Au printemps dernier, l’échéance présidentielle de 2017 semblait encore lointaine. Et le mouvement de protestation contre la loi travail « et son monde », pérennisé par Nuit debout, n’avait aucune vocation électorale. Ce positionnement, qui a laissé plus d’un commentateur perplexe, a pris de cours certains politiques mais en a intéressé d’autres. Pierre Laurent, secrétaire national du PCF, Olivier Besancenot, ancien candidat à la présidentielle pour le NPA, les députés Pouria Amirshahi ou Jean Lassalle, Julien Bayou, porte-parole d’EELV et conseiller régional d’Île-de-France, Jean-Luc Mélenchon… Ils y ont tous mis un pied – ou deux.

Ainsi, le candidat de la France insoumise a salué l’initiative « formidable » dès le mois d’avril. « Nuit debout a été une entrée dans la réflexion politique pour beaucoup de monde, une première expérience pour beaucoup de jeunes. Il se produit le même phénomène avec la France insoumise », analyse Éric Coquerel, conseiller régional d’Île-de-France et porte-parole du Parti de gauche. La critique radicale de la Ve République ainsi que cet élan à repenser la société dans sa globalité grâce à des questionnements sur la démocratie, couplés à une mobilisation économique et sociale, sont des thèmes développés par Nuit debout que l’on retrouve dans « L’avenir en commun », programme de la France insoumise.

Du côté du NPA, on avance la même volonté de « mettre à bas la Ve République » et de venir à bout de cette « caricature de démocratie ». « L’ensemble du mouvement contre la loi travail était une bonne nouvelle pour les militants du NPA, commente Philippe Poutou, candidat à l’élection présidentielle. Même si on a vu les limites d’un tel mouvement, cette envie de résister ensemble, malgré les différentes approches, et la convergence des luttes étaient plutôt rassurantes. » Cette « résistance par le bas » et dans la rue est inscrite dans l’ADN du NPA tout comme elle entre dans les ambitions de la France insoumise.
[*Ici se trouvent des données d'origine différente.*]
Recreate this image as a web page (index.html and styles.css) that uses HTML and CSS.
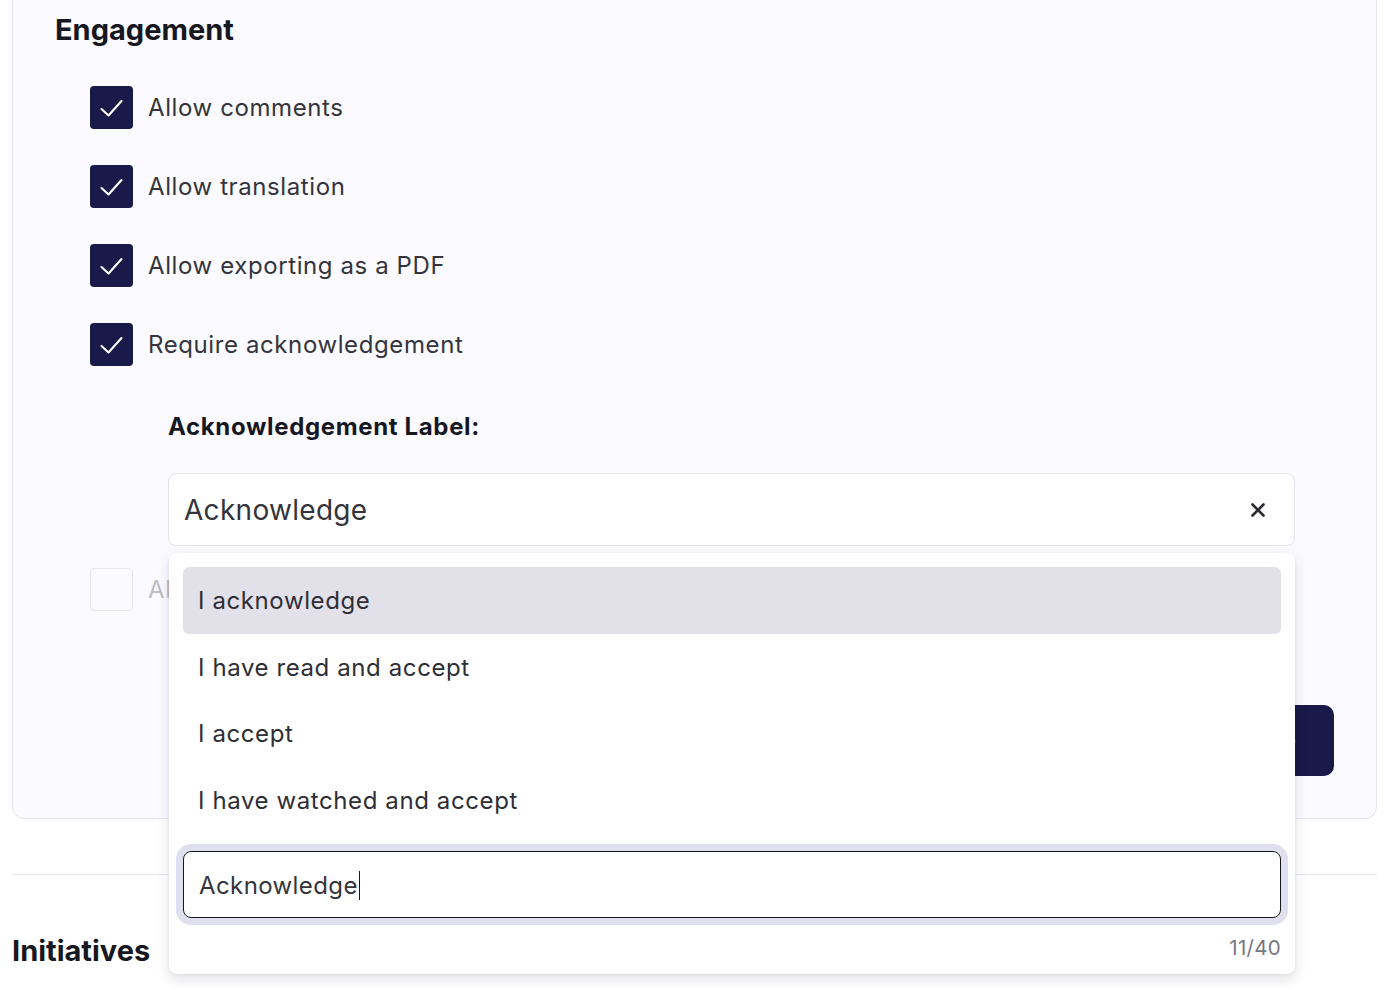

Benoît Hamon, quant à lui, affiche dans son programme l’ambition de donner du -pouvoir aux citoyens. Il s’est notamment entouré de la philosophe Sandra Laugier, proche de Nuit debout, et du duo Elisa Lewis et Romain Slitine, responsables du « pôle citoyens » de la campagne du candidat socialiste. Leur ouvrage, Le Coup d’État citoyen [1], dans lequel ils recensent les innovations politiques réinventant la démocratie, a été un déclencheur. « Avec Nuit debout, c’est la première fois en France qu’un mouvement interroge de manière aussi forte la démocratie représentative, explique Romain Slitine, maître de conférences à Science Po Paris. Il faut réfléchir aux façons de passer de la démocratie de l’inertie à celle de l’action. »

Benoît Hamon propose le 49.3 citoyen, qui permettrait à 1 % du collège électoral français de bloquer la promulgation d’un texte et d’organiser un référendum sur le sujet. Et il a établi des conseils citoyens, où une quarantaine de volontaires tirés au sort réfléchissent à des suggestions pour enrichir le programme du celui qui veut « faire battre le cœur de la France ».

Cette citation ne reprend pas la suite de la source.